In 1990, Brazilian historian Ricardo Salles published the work Guerra do Paraguai: Escravidão e Cidadania na Formação do Exército (Paraguayan War: Slavery and Citizenship in the Formation of the Army), where he presented an analysis of traditional and revisionist historiography: "If traditional studies on the war suffer from an excess of officialism and factualism, in turn, revisionist versions of the history of the conflict tend to simplifications not always based on deeper investigations". This work was one of the first of a new generation of historians who sought to analyze the Paraguayan War.

The studies carried out by these professionals revealed that the causes of the conflict were not due to external influence or the pure and simple ambition of a single man. But the result of a series of factors related to the formation as nation-states of the countries involved and the geopolitical and economic processes of the region, resulting from the historical, political and geographical inheritance of two different cultures: Portuguese and Spanish. Historian Francisco Doratioto concisely presented this new view of the causes of the conflict:

"The Paraguayan War was the result of the Platine basin contradictions, with the ultimate reason being the consolidation of nation states in the region. These contradictions crystallized around the Uruguayan Civil War, which began with the support of the Argentine government to the insurgents, in which Brazil intervened and Paraguay as well. However, this does not mean that the conflict was the only way out of the difficult regional situation. War was one of the possible options, which ended up materializing, since it was in the interest of all the States involved. Its rulers, based on partial or false information about the Platine context and the potential enemy, foresaw a quick conflict, in which their objectives would be achieved at the lowest expense possible. Here there are no "bad guys" or "good guys", as childish revisionism wants, but interests. The war was seen from different perspectives: for Solano López it was the opportunity to place his country as a regional power and gain access to the sea through the port of Montevideo, thanks to the alliance with the Uruguayan blancos and the Argentine federalists, represented by Urquiza; for Bartolomé Mitre, it was the way to consolidate the centralized Argentine state, eliminating external support to the federalists, provided by the blancos and Solano López; for the blancos, Paraguayan military support against Argentines and Brazilians would make it possible to prevent their two neighbors from continuing to intervene in Uruguay; For the Empire, the war against Paraguay was neither expected nor desired, but once it started, it was thought that the Brazilian victory would be quick and would put an end to the border dispute between the two countries and the threats to free navigation, and would allow Solano López to be deposed".

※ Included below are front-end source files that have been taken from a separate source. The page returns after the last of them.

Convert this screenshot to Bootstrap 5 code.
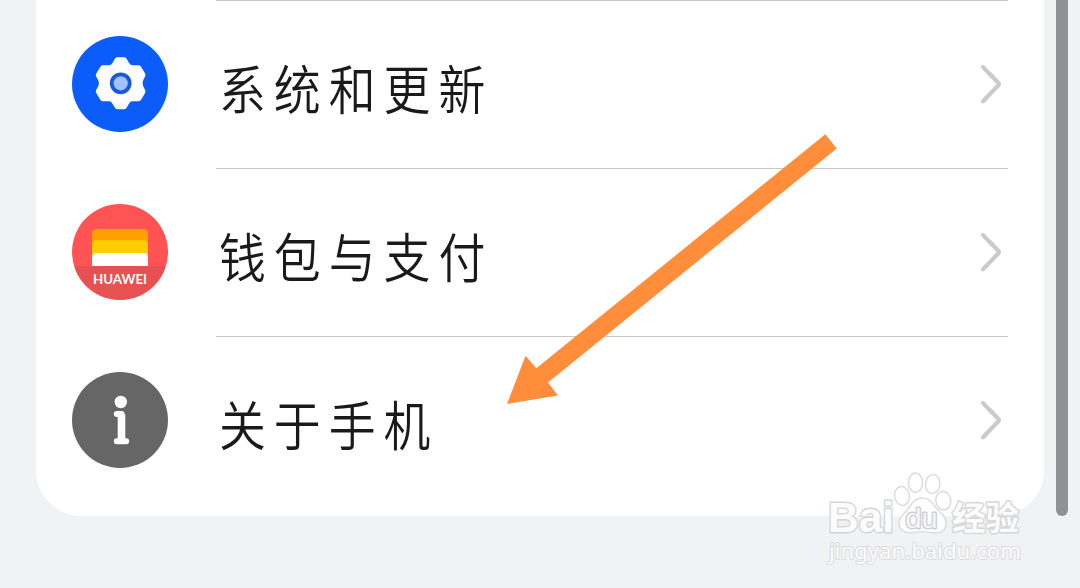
<!DOCTYPE html>
<html lang="zh-CN">
<head>
  <meta charset="UTF-8">
  <title>设置</title>
  <meta name="viewport" content="width=device-width, initial-scale=1">
  <link href="https://cdn.jsdelivr.net/npm/bootstrap@5.3.3/dist/css/bootstrap.min.css" rel="stylesheet">
  <style>
    body {
      background: #f1f2f4;
      font-family: "Liberation Sans", "Noto Sans CJK SC", sans-serif;
    }
    .screen {
      height: 588px;
      padding-left: 36px;
    }
    .settings {
      width: 1008px;
      height: 516px;
      padding: 0 36px;
      border-radius: 0 0 46px 46px;
    }
    .entry {
      height: 168px;
      gap: 48px;
    }
    .entry-icon {
      width: 96px;
      height: 96px;
    }
    .entry-body {
      border-top: 1px solid #c9c9c9;
      padding-right: 6px;
    }
    .entry-title {
      font-family: "Noto Sans CJK SC", sans-serif;
      font-size: 53px;
      font-weight: 350;
      line-height: 1;
      letter-spacing: 9px;
      color: #1a1a1a;
      transform: translateY(3px) scaleX(.885);
      transform-origin: left;
      margin-left: 3px;
    }
    .scroll-thumb {
      width: 12px;
      height: 516px;
      margin-left: 12px;
      border-radius: 0 0 6px 6px;
      background: #909193;
    }
    .pointer {
      left: 500px;
      top: 125px;
    }
    .watermark {
      left: 816px;
      top: 460px;
    }
  </style>
</head>
<body class="overflow-hidden">
  <main class="screen d-flex align-items-start position-relative">
    <div class="settings bg-white">
      <a class="entry d-flex align-items-center text-decoration-none" href="#">
        <svg class="entry-icon flex-shrink-0" viewBox="0 0 96 96">
          <circle cx="48" cy="48" r="48" fill="#0b5cf8"/>
          <path d="M45.5 24.3H52L54.5 28.5Q56.5 32.3 60.5 32.3H66.5L70.5 39L68.5 43Q66.5 47.3 68.5 51.3L70.5 55.5L66.5 62.3H60.5Q56.5 62.3 54.5 66L52 70.3H45.5L43 66Q41 62.3 37 62.3H31L26.8 55.5L29 51.3Q31 47.3 29 43L26.8 39L31 32.3H37Q41 32.3 43 28.5Z" fill="#fff" stroke="#fff" stroke-width="6" stroke-linejoin="round"/>
          <circle cx="48.7" cy="47.3" r="9" fill="#a1c1ff" stroke="#175bd8" stroke-width="3.8"/>
        </svg>
        <div class="entry-body flex-grow-1 align-self-stretch d-flex align-items-center justify-content-between">
          <span class="entry-title">系统和更新</span>
          <svg width="24" height="46" viewBox="0 0 24 46" fill="none" stroke="#cbcbcb" stroke-width="4.2" stroke-linecap="round" stroke-linejoin="round"><path d="M5 5L20 20.5Q21.6 22.2 20 23.8L5 39.3"/></svg>
        </div>
      </a>
      <a class="entry d-flex align-items-center text-decoration-none" href="#">
        <svg class="entry-icon flex-shrink-0" viewBox="0 0 96 96">
          <circle cx="48" cy="48" r="48" fill="#ff5354"/>
          <path d="M2.1 62H93.9A48 48 0 0 1 2.1 62Z" fill="#e75151"/>
          <path d="M20 62V30Q20 25 25 25H71Q76 25 76 30V62Z" fill="#ff9f00"/>
          <path d="M20 62V41Q20 36.3 25 36.3H71Q76 36.3 76 41V62Z" fill="#fc0"/>
          <path d="M20 62V54Q20 49 25 49H71Q76 49 76 54V62Z" fill="#fff"/>
          <text x="21" y="79.6" textLength="54" lengthAdjust="spacingAndGlyphs" font-family="Lato, sans-serif" font-weight="700" font-size="12.4" fill="#fff">HUAWEI</text>
        </svg>
        <div class="entry-body flex-grow-1 align-self-stretch d-flex align-items-center justify-content-between">
          <span class="entry-title">钱包与支付</span>
          <svg width="24" height="46" viewBox="0 0 24 46" fill="none" stroke="#cbcbcb" stroke-width="4.2" stroke-linecap="round" stroke-linejoin="round"><path d="M5 5L20 20.5Q21.6 22.2 20 23.8L5 39.3"/></svg>
        </div>
      </a>
      <a class="entry d-flex align-items-center text-decoration-none" href="#">
        <svg class="entry-icon flex-shrink-0" viewBox="0 0 96 96">
          <circle cx="48" cy="48" r="48" fill="#666"/>
          <circle cx="48.8" cy="30" r="6.2" fill="#fff"/>
          <path d="M44.8 42H49.5V69.2M44.8 69.2H54.2" fill="none" stroke="#fff" stroke-width="6" stroke-linecap="round" stroke-linejoin="round"/>
          <path d="M45.7 42H53.3V69H45.7Z" fill="#fff"/>
        </svg>
        <div class="entry-body flex-grow-1 align-self-stretch d-flex align-items-center justify-content-between">
          <span class="entry-title">关于手机</span>
          <svg width="24" height="46" viewBox="0 0 24 46" fill="none" stroke="#cbcbcb" stroke-width="4.2" stroke-linecap="round" stroke-linejoin="round"><path d="M5 5L20 20.5Q21.6 22.2 20 23.8L5 39.3"/></svg>
        </div>
      </a>
    </div>
    <div class="scroll-thumb"></div>

    <!-- arrow over the list, aimed at the last entry -->
    <svg class="pointer position-absolute" width="345" height="290" viewBox="500 125 345 290">
      <path d="M825.3 134.2L836.7 148.5L548 382.5L558 395.6L507 404L525.5 355.7L536.3 368.3Z" fill="#ff8d3a"/>
    </svg>

    <svg class="watermark position-absolute" width="216" height="112" viewBox="816 460 216 112">
      <g fill="#fcfcfd" stroke="#d5d6d8" stroke-width="2.8" paint-order="stroke" stroke-linejoin="round">
        <g fill="#fff" stroke="#dcdddf" stroke-width="1.6" paint-order="normal">
          <ellipse cx="915.5" cy="482.7" rx="7" ry="9.7"/>
          <ellipse cx="932.7" cy="484" rx="7.2" ry="9.5" transform="rotate(8 932.7 484)"/>
          <ellipse cx="902" cy="496" rx="7.4" ry="9.5" transform="rotate(-10 902 496)"/>
          <ellipse cx="943.3" cy="500.7" rx="7.4" ry="9.3" transform="rotate(-8 943.3 500.7)"/>
          <path d="M922 498C930 498 933 504 938 510C944 516 947 519 946 525C945 532 938 534 931 532.5C925 531.5 919 531.5 913 532.5C905 534 899 530 899 523C899 517 904 514 908 509C912 503 915 498 922 498Z"/>
        </g>
        <text x="828" y="531.5" textLength="66" lengthAdjust="spacingAndGlyphs" font-family="Liberation Sans, sans-serif" font-weight="700" font-size="42">Bai</text>
        <text x="905.5" y="527.5" textLength="32" lengthAdjust="spacingAndGlyphs" font-family="Liberation Sans, sans-serif" font-weight="400" font-size="27" fill="#f5f5f6" stroke="#cfd0d2">du</text>
        <text x="952" y="529.5" textLength="67" lengthAdjust="spacingAndGlyphs" font-family="Noto Sans CJK SC, sans-serif" font-weight="700" font-size="33">经验</text>
        <text x="829" y="558.5" textLength="192" lengthAdjust="spacingAndGlyphs" font-family="Noto Sans, sans-serif" font-size="22" stroke="#dadbdd" stroke-width="2">jingyan.baidu.com</text>
      </g>
    </svg>
  </main>
  <script src="https://cdn.jsdelivr.net/npm/bootstrap@5.3.3/dist/js/bootstrap.bundle.min.js"></script>
</body>
</html>
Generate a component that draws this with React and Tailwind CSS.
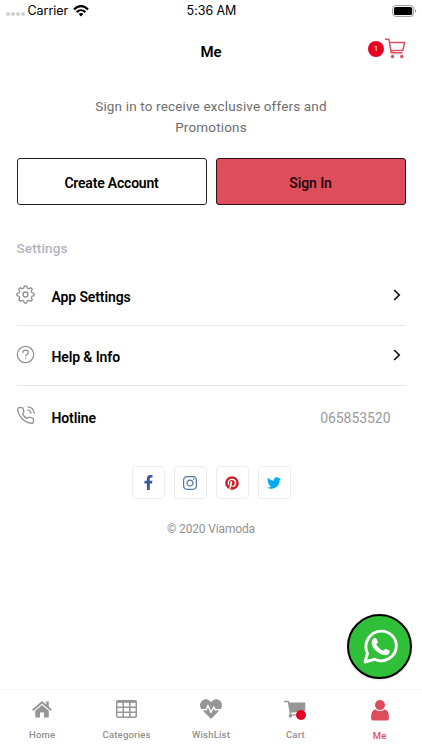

"Of the errors in analysis by the statesmen involved in these events, the one that had the greatest consequences was that of Solano López, as his country was materially devastated at the end of the war. And, remember, he was the aggressor, initiating the war against Brazil and, later, with Argentina".

The most detailed analysis, at least in the English language, is Thomas L. Whigham's The Paraguayan War: Causes and Early Conduct (2nd ed., 2018), available as open access. Professor Whigham was not only interested in why the war started, but why it continued so long. This he described in his sequel book The Road to Armageddon: Paraguay versus the Triple Alliance, 1866–70, also open access.